Peter (and I think I am safely on a first-name basis with him because we have a secret handshake now) read at Perdu from, among other things, The Outernationale. I don't have a copy of the book yet because I'm broke, so I haven't seen the poems on the page, but the title piece is, if memory serves, variously interrupted by strings of suffixes which both stress and calm. Peter also read "Vincent, Homesick For The Land Of Pictures", which he said he had not before read aloud, but which was (and I don't really know how else to put it right now, and this word is either misspelled or does not exist) utterly transportative; for a moment I remember feeling as though I were in church (in a good way)--an experience I also recently had at a Jonsi show,

so maybe really it's just me, and maybe I should go to church?
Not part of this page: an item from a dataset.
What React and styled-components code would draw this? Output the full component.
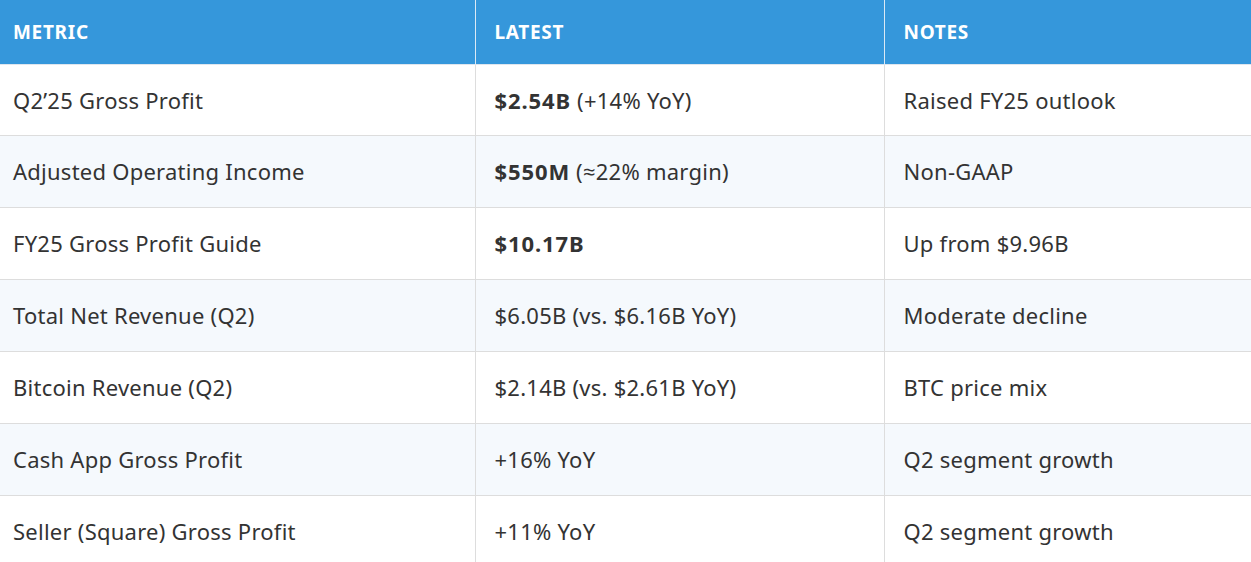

If you have read Peter's work then you may nod when I say that his attention to place (perhaps especially in The Outernationale) piqued my interest immediately--and John, similarly, is busy with it, though in different ways. In particular, John's the Poetry Editor of Amherst College's new and upcoming journal The Common, which aims to publish work that "[embodies] particular times and places both real and imagined: art powerful enough to reach from there to here."

Sound familiar?

I am excited by these recent crossings with these poets, who are busy with questions similar to my own, and I hope AWP accepts our cool panel idea on the subject, too.